April 11, 1993|PENELOPE McMILLAN | TIMES STAFF WRITER

In his race for Los Angeles city attorney, Michael Guarino has few endorsements, almost no contributions and friends who call his candidacy quixotic.

His opponent, James Kenneth Hahn, bears one of the most famous last names in Los Angeles politics, has $192,000 in contributions and has been city attorney since 1985.

Hahn is seeking his third term in the $108,816-a-year job. Guarino has been a deputy city attorney for 15 years, specializing in obscenity and wage violation cases.

Hahn, 43, believes he deserves reelection because of his record and his experience as an administrator. "I'm someone you've watched and you know," he said.

Guarino, 44, said that it is time for a change, that "we know too much" about Hahn to reelect him.

The campaign took an unexpected turn recently when the city's Ethics Commission accused some Hahn aides of doing political work on city time and said Hahn must have been aware of it. Hahn denied it, noting that a prior investigation found no illegal activity.

Hahn then produced audits showing that Guarino had billed the city for about $2,000 worth of phone calls to a former staff attorney, now his wife, who lived in the Bay Area. Guarino said he charged only professional calls seeking legal advice, not personal calls.

The city attorney is the city's lawyer, advising department heads, writing ordinances and defending lawsuits. His office's 358 lawyers also prosecute 200,000 misdemeanor cases a year.

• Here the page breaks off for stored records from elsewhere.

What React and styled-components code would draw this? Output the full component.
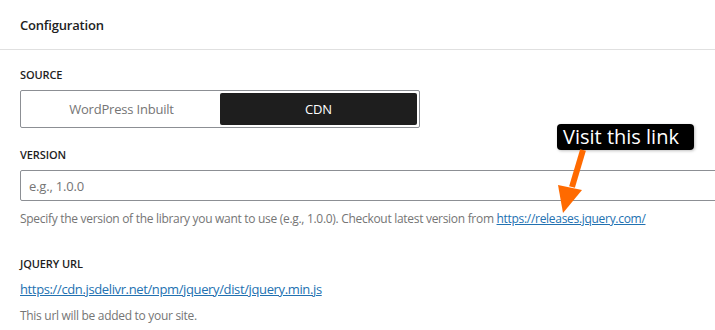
import React from "react";
import styled, { createGlobalStyle } from "styled-components";

const Global = createGlobalStyle`
  html, body { margin: 0; padding: 0; background: #fff; overflow: hidden; }
  body { font-family: "Open Sans", "Noto Sans", sans-serif; color: #1e1e1e; }
`;

const Page = styled.div`
  position: relative;
  width: 715px;
  height: 330px;
  overflow: hidden;
`;

const Header = styled.div`
  height: 50px;
  box-sizing: border-box;
  padding: 0 20px;
  display: flex;
  align-items: center;
  border-bottom: 1px solid #e0e0e0;
  font-size: 13px;
  font-weight: 600;
  letter-spacing: -0.2px;
`;

const Body = styled.div`
  padding: 17px 0 0 20px;
  display: flex;
  flex-direction: column;
`;

const Field = styled.div`
  display: flex;
  flex-direction: column;
  margin-bottom: ${(p) => p.$mb || 0}px;
`;

const Label = styled.div`
  font-size: 11px;
  font-weight: 600;
  text-transform: uppercase;
  line-height: 16px;
  margin-bottom: ${(p) => p.$mb || 8}px;
  letter-spacing: -0.1px;
`;

const Toggle = styled.div`
  width: 400px;
  height: 38px;
  box-sizing: border-box;
  border: 1px solid #8c8f94;
  border-radius: 2px;
  padding: 2px;
  display: flex;
`;

const ToggleOption = styled.button`
  flex: 1;
  border: none;
  border-radius: 2px;
  background: ${(p) => (p.$active ? "#1e1e1e" : "transparent")};
  color: ${(p) => (p.$active ? "#fff" : "#757575")};
  font-family: inherit;
  font-size: 13px;
  letter-spacing: -0.2px;
  cursor: pointer;
  padding: 0;
`;

const Input = styled.input`
  width: 720px;
  height: 31px;
  box-sizing: border-box;
  border: 1px solid #8c8f94;
  border-radius: 2px;
  padding: 0 8px;
  font-family: inherit;
  font-size: 13px;
  letter-spacing: -0.2px;
  color: #1e1e1e;
  outline: none;
  &::placeholder { color: #757575; }
`;

const Help = styled.div`
  font-size: 12px;
  line-height: 16px;
  color: #757575;
  margin-top: ${(p) => p.$mt || 10}px;
  letter-spacing: -0.3px;
  white-space: nowrap;
`;

const Link = styled.a`
  color: #2271b1;
  text-decoration: underline;
`;

const UrlLine = styled.div`
  font-size: 13px;
  line-height: 18px;
  letter-spacing: -0.37px;
`;

const Tooltip = styled.div`
  position: absolute;
  left: 557px;
  top: 124px;
  width: 137px;
  height: 26px;
  box-sizing: border-box;
  padding-left: 6px;
  background: #000;
  border-radius: 4px;
  color: #fff;
  font-size: 20px;
  line-height: 26px;
  letter-spacing: 0px;
  box-shadow: 1px 1px 3px rgba(0, 0, 0, 0.25);
`;

const Arrow = styled.svg`
  position: absolute;
  left: 550px;
  top: 145px;
  overflow: visible;
`;

export default function App() {
  return (
    <>
      <Global />
      <Page>
        <Header>Configuration</Header>
        <Body>
          <Field $mb={19}>
            <Label $mb={7}>Source</Label>
            <Toggle>
              <ToggleOption>WordPress Inbuilt</ToggleOption>
              <ToggleOption $active>CDN</ToggleOption>
            </Toggle>
          </Field>
          <Field $mb={29}>
            <Label $mb={7}>Version</Label>
            <Input placeholder="e.g., 1.0.0" />
            <Help>
              Specify the version of the library you want to use (e.g., 1.0.0). Checkout latest version from{" "}
              <Link href="#">https://releases.jquery.com/</Link>
            </Help>
          </Field>
          <Field>
            <Label $mb={8}>jQuery URL</Label>
            <UrlLine>
              <Link href="#">https://cdn.jsdelivr.net/npm/jquery/dist/jquery.min.js</Link>
            </UrlLine>
            <Help $mt={10}>This url will be added to your site.</Help>
          </Field>
        </Body>
        <Tooltip>Visit this link</Tooltip>
        <Arrow width="40" height="70" viewBox="0 0 40 70">
          <path d="M33 5 L22 42" stroke="#ff6a00" strokeWidth="6" strokeLinecap="butt" fill="none" />
          <polygon points="8,40 32,45 13,68" fill="#ff6a00" />
        </Arrow>
      </Page>
    </>
  );
}
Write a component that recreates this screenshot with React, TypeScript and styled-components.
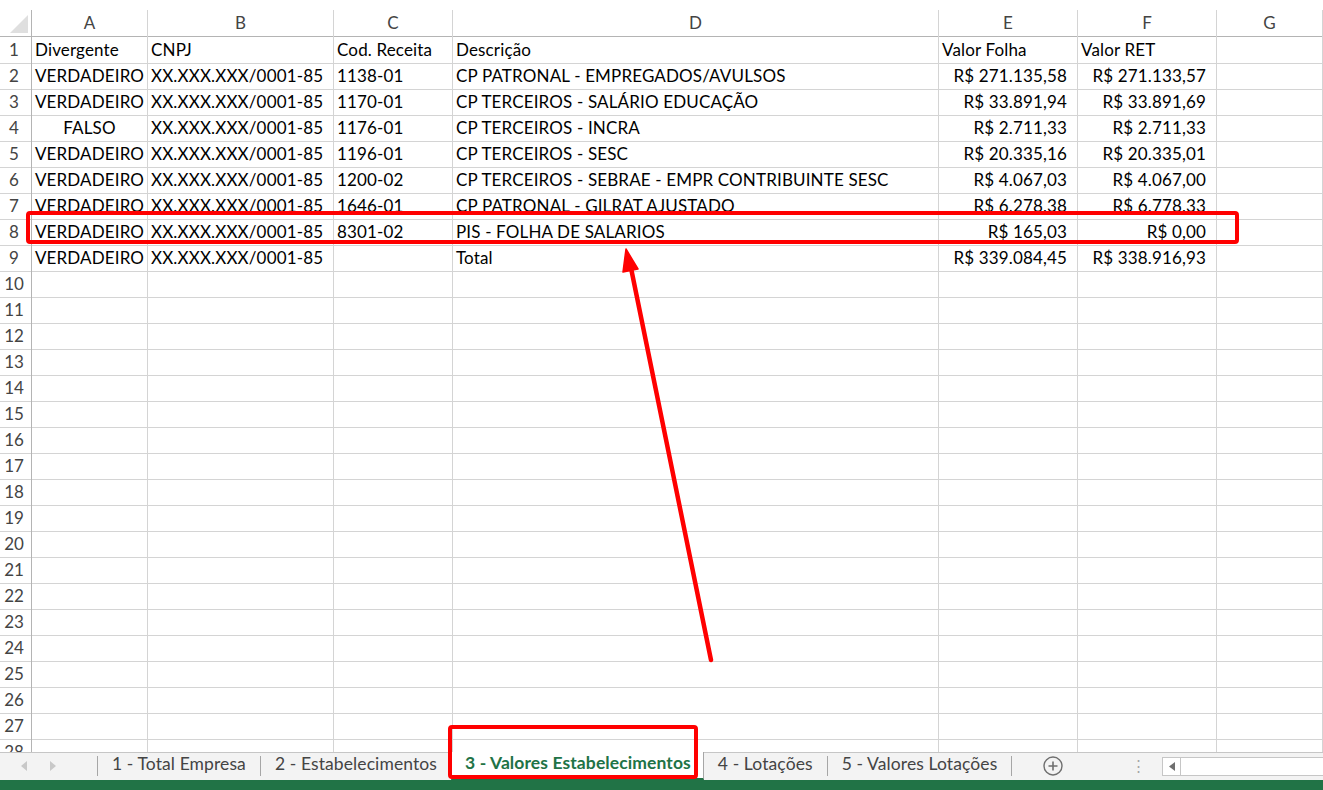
import React from "react";
import styled, { createGlobalStyle } from "styled-components";

const Global = createGlobalStyle`
  html, body { margin: 0; padding: 0; background: #ffffff; overflow: hidden; }
  body { font-family: "Lato", "Liberation Sans", sans-serif; }
  * { box-sizing: border-box; }
`;

const COLS = "32px 116px 186px 119px 486px 139px 139px 1fr";
const GRID = "#d4d4d4";
const HEADLINE = "#b4b4b4";

const Page = styled.div`
  position: relative;
  width: 1323px;
  height: 790px;
  display: flex;
  flex-direction: column;
  padding-top: 10px;
  overflow: hidden;
`;

const Sheet = styled.div`
  flex: 1;
  overflow: hidden;
  display: flex;
  flex-direction: column;
`;

const Row = styled.div`
  display: grid;
  grid-template-columns: ${COLS};
  height: 26px;
  flex: none;
`;

const Corner = styled.div`
  position: relative;
  border-right: 1px solid ${HEADLINE};
  border-bottom: 1px solid ${HEADLINE};
  &::after {
    content: "";
    position: absolute;
    right: 3px;
    bottom: 3px;
    width: 0;
    height: 0;
    border-left: 18px solid transparent;
    border-bottom: 18px solid #dfdfdf;
  }
`;

const ColHead = styled.div`
  border-right: 1px solid ${GRID};
  border-bottom: 1px solid ${HEADLINE};
  color: #444444;
  font-size: 17px;
  line-height: 26px;
  text-align: center;
`;

const RowHead = styled.div`
  border-right: 1px solid ${HEADLINE};
  border-bottom: 1px solid ${GRID};
  color: #444444;
  font-size: 17px;
  line-height: 26px;
  padding-top: 1px;
  text-align: center;
  padding-right: 3px;
`;

const Cell = styled.div<{ $align?: "left" | "center" | "right" }>`
  border-right: 1px solid ${GRID};
  border-bottom: 1px solid ${GRID};
  color: #000000;
  font-size: 17px;
  letter-spacing: 0.15px;
  line-height: 26px;
  padding-top: 1px;
  white-space: nowrap;
  overflow: visible;
  text-align: ${(p) => p.$align ?? "left"};
  padding-left: ${(p) => (p.$align === "left" || !p.$align ? "3px" : "0")};
  padding-right: ${(p) => (p.$align === "right" ? "10px" : "0")};
`;

const TabBar = styled.div`
  height: 28px;
  flex: none;
  background: #f3f3f3;
  border-top: 1px solid #c6c6c6;
  display: flex;
  align-items: stretch;
`;

const Nav = styled.div`
  width: 97px;
  display: flex;
  align-items: center;
  gap: 21px;
  padding-left: 21px;
  padding-bottom: 2px;
`;

const Sep = styled.div`
  width: 1px;
  background: #a6a6a6;
  margin: 3px 0 4px;
`;

const Tab = styled.div<{ $active?: boolean }>`
  display: flex;
  align-items: center;
  padding: ${(p) => (p.$active ? "0 12px 5px 13px" : "0 14px 6px")};
  font-size: 17.5px;
  letter-spacing: 0.1px;
  color: ${(p) => (p.$active ? "#217346" : "#444444")};
  font-weight: ${(p) => (p.$active ? 700 : 400)};
  background: ${(p) => (p.$active ? "#ffffff" : "transparent")};
  border-left: ${(p) => (p.$active ? "1px solid #a6a6a6" : "none")};
  border-right: ${(p) => (p.$active ? "1px solid #a6a6a6" : "none")};
  border-bottom: ${(p) => (p.$active ? "2px solid #217346" : "none")};
  margin-top: -1px;
  white-space: nowrap;
`;

const AddArea = styled.div`
  width: 82px;
  display: flex;
  align-items: center;
  justify-content: center;
  padding-bottom: 2px;
`;

const Dots = styled.div`
  width: 68px;
  display: flex;
  align-items: center;
  justify-content: flex-end;
  padding-right: 16px;
  padding-bottom: 2px;
  color: #a6a6a6;
  font-size: 15px;
`;

const Scroll = styled.div`
  flex: 1;
  margin: 4px 0 4px 0;
  display: flex;
  border: 1px solid #c6c6c6;
  border-right: none;
  background: #ffffff;
`;

const ScrollArrow = styled.div`
  width: 18px;
  border-right: 1px solid #c6c6c6;
  display: flex;
  align-items: center;
  justify-content: center;
`;

const Status = styled.div`
  height: 10px;
  flex: none;
  background: #217346;
`;

const Overlay = styled.svg`
  position: absolute;
  left: 0;
  top: 0;
  pointer-events: none;
`;

type R = [string, string, string, string, string, string];
const rows: R[] = [
  ["Divergente", "CNPJ", "Cod. Receita", "Descrição", "Valor Folha", "Valor RET"],
  ["VERDADEIRO", "XX.XXX.XXX/0001-85", "1138-01", "CP PATRONAL - EMPREGADOS/AVULSOS", "R$ 271.135,58", "R$ 271.133,57"],
  ["VERDADEIRO", "XX.XXX.XXX/0001-85", "1170-01", "CP TERCEIROS - SALÁRIO EDUCAÇÃO", "R$ 33.891,94", "R$ 33.891,69"],
  ["FALSO", "XX.XXX.XXX/0001-85", "1176-01", "CP TERCEIROS - INCRA", "R$ 2.711,33", "R$ 2.711,33"],
  ["VERDADEIRO", "XX.XXX.XXX/0001-85", "1196-01", "CP TERCEIROS - SESC", "R$ 20.335,16", "R$ 20.335,01"],
  ["VERDADEIRO", "XX.XXX.XXX/0001-85", "1200-02", "CP TERCEIROS - SEBRAE - EMPR CONTRIBUINTE SESC", "R$ 4.067,03", "R$ 4.067,00"],
  ["VERDADEIRO", "XX.XXX.XXX/0001-85", "1646-01", "CP PATRONAL - GILRAT AJUSTADO", "R$ 6.278,38", "R$ 6.778,33"],
  ["VERDADEIRO", "XX.XXX.XXX/0001-85", "8301-02", "PIS - FOLHA DE SALARIOS", "R$ 165,03", "R$ 0,00"],
  ["VERDADEIRO", "XX.XXX.XXX/0001-85", "", "Total", "R$ 339.084,45", "R$ 338.916,93"],
];

const letters = ["A", "B", "C", "D", "E", "F", "G"];

export default function App() {
  const total = 28;
  return (
    <>
      <Global />
      <Page>
        <Sheet>
          <Row>
            <Corner />
            {letters.map((l) => (
              <ColHead key={l}>{l}</ColHead>
            ))}
          </Row>
          {Array.from({ length: total }, (_, i) => {
            const d = rows[i];
            const header = i === 0;
            return (
              <Row key={i}>
                <RowHead>{i + 1}</RowHead>
                <Cell $align={d && !header ? "center" : "left"}>{d ? d[0] : ""}</Cell>
                <Cell>{d ? d[1] : ""}</Cell>
                <Cell>{d ? d[2] : ""}</Cell>
                <Cell>{d ? d[3] : ""}</Cell>
                <Cell $align={d && !header ? "right" : "left"}>{d ? d[4] : ""}</Cell>
                <Cell $align={d && !header ? "right" : "left"}>{d ? d[5] : ""}</Cell>
                <Cell />
              </Row>
            );
          })}
        </Sheet>
        <TabBar>
          <Nav>
            <svg width="7" height="10" viewBox="0 0 7 10"><path d="M6 0 L0 5 L6 10 Z" fill="#c8c8c8" /></svg>
            <svg width="7" height="10" viewBox="0 0 7 10"><path d="M1 0 L7 5 L1 10 Z" fill="#c8c8c8" /></svg>
          </Nav>
          <Sep />
          <Tab>1 - Total Empresa</Tab>
          <Sep />
          <Tab>2 - Estabelecimentos</Tab>
          <Tab $active>3 - Valores Estabelecimentos</Tab>
          <Tab>4 - Lotações</Tab>
          <Sep />
          <Tab>5 - Valores Lotações</Tab>
          <Sep />
          <AddArea>
            <svg width="20" height="20" viewBox="0 0 20 20">
              <circle cx="10" cy="10" r="9" fill="none" stroke="#6f6f6f" strokeWidth="1.4" />
              <path d="M10 5.5 V14.5 M5.5 10 H14.5" stroke="#6f6f6f" strokeWidth="1.6" />
            </svg>
          </AddArea>
          <Dots>⋮</Dots>
          <Scroll>
            <ScrollArrow>
              <svg width="6" height="9" viewBox="0 0 6 9"><path d="M6 0 L0 4.5 L6 9 Z" fill="#6f6f6f" /></svg>
            </ScrollArrow>
          </Scroll>
        </TabBar>
        <Status />
        <Overlay width="1323" height="790" viewBox="0 0 1323 790">
          <rect x="28" y="213" width="1209" height="29" rx="2" fill="none" stroke="#ff0000" strokeWidth="4" />
          <rect x="450" y="727" width="246" height="50" rx="2" fill="none" stroke="#ff0000" strokeWidth="4" />
          <line x1="711" y1="660" x2="631" y2="268" stroke="#ff0000" strokeWidth="4.5" strokeLinecap="round" />
          <polygon points="626,249 638,269 623,272" fill="#ff0000" stroke="#ff0000" strokeWidth="1.5" strokeLinejoin="round" />
        </Overlay>
      </Page>
    </>
  );
}
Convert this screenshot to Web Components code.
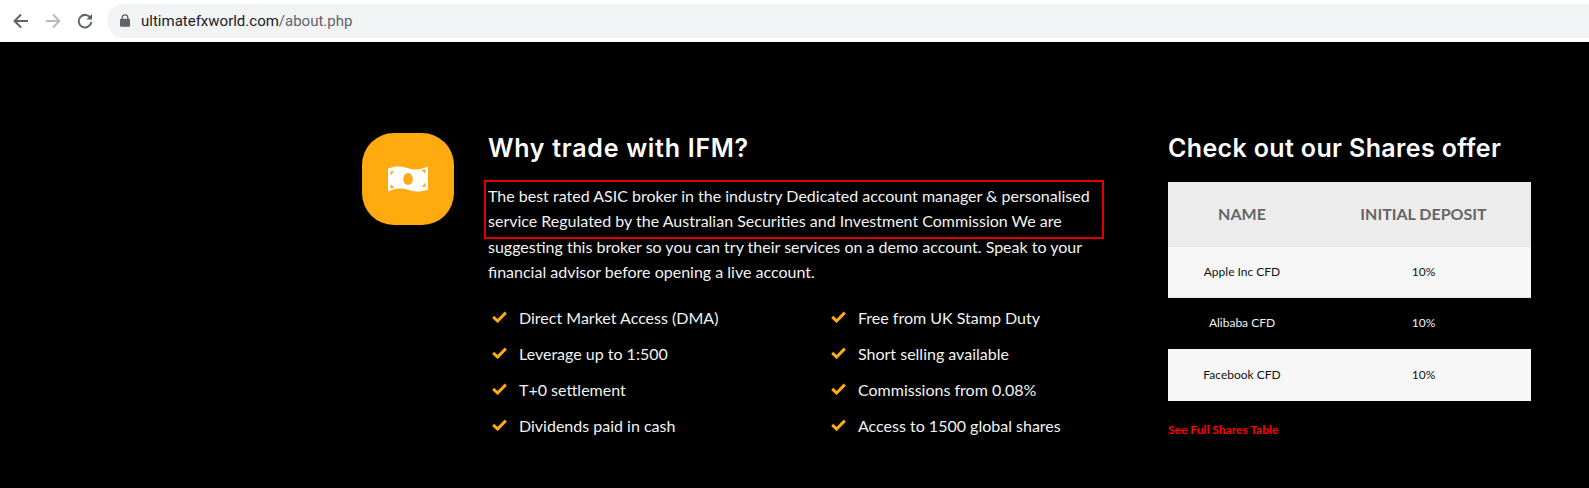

The hard-charging Guarino says that his boss was too soft on politicians and their contributors during recent scandals. Civil lawsuits filed by Hahn against Councilman Richard Alatorre, some corporations and Mayor Tom Bradley for campaign violations were settled with fines. Bradley avoided another suit by giving the city $55,000 resulting from anonymous donations collected at inner-city carnivals.

Guarino says criminal charges were not pursued because Hahn is part of the Establishment.

Hahn said that Guarino's charges are irresponsible and that he made the legally correct decision each time.

After the case involving Alatorre, who said he was unaware of his campaign staff's wrongful use of certain funds, Hahn instigated changes in city law, he said, "so that no candidate can say: 'I didn't know.' "

Hahn was raised in South Los Angeles. The son of former Supervisor Kenneth Hahn, who was unbeatable in election after election, he graduated from Pepperdine Law School and was a deputy city attorney from 1975 to 1979. He first ran for office in 1981, becoming city controller.

As city attorney, Hahn said, he is proud of forming a gang unit, reviving a domestic-violence unit and using public nuisance laws against drug trafficking and gangs.

"I've been working on community-based law enforcement before it was a catchword," he said.

Los Angeles-born, Guarino graduated from Southwestern University College of Law. He is a past president of the City Attorneys Assn., an organization of deputy city attorneys.

Some of his high-profile cases were unsuccessful, including a trial of Olympic hurdler Edwin Moses for soliciting prostitution and a pornography charge against punk group leader Jello Biafra.

Guarino counts among his successes the drafting of a state law against possession of child pornography and prosecution of two dozen wage violation cases.

Guarino calls himself the candidate of "everybody except the downtown insiders who support Jim Hahn."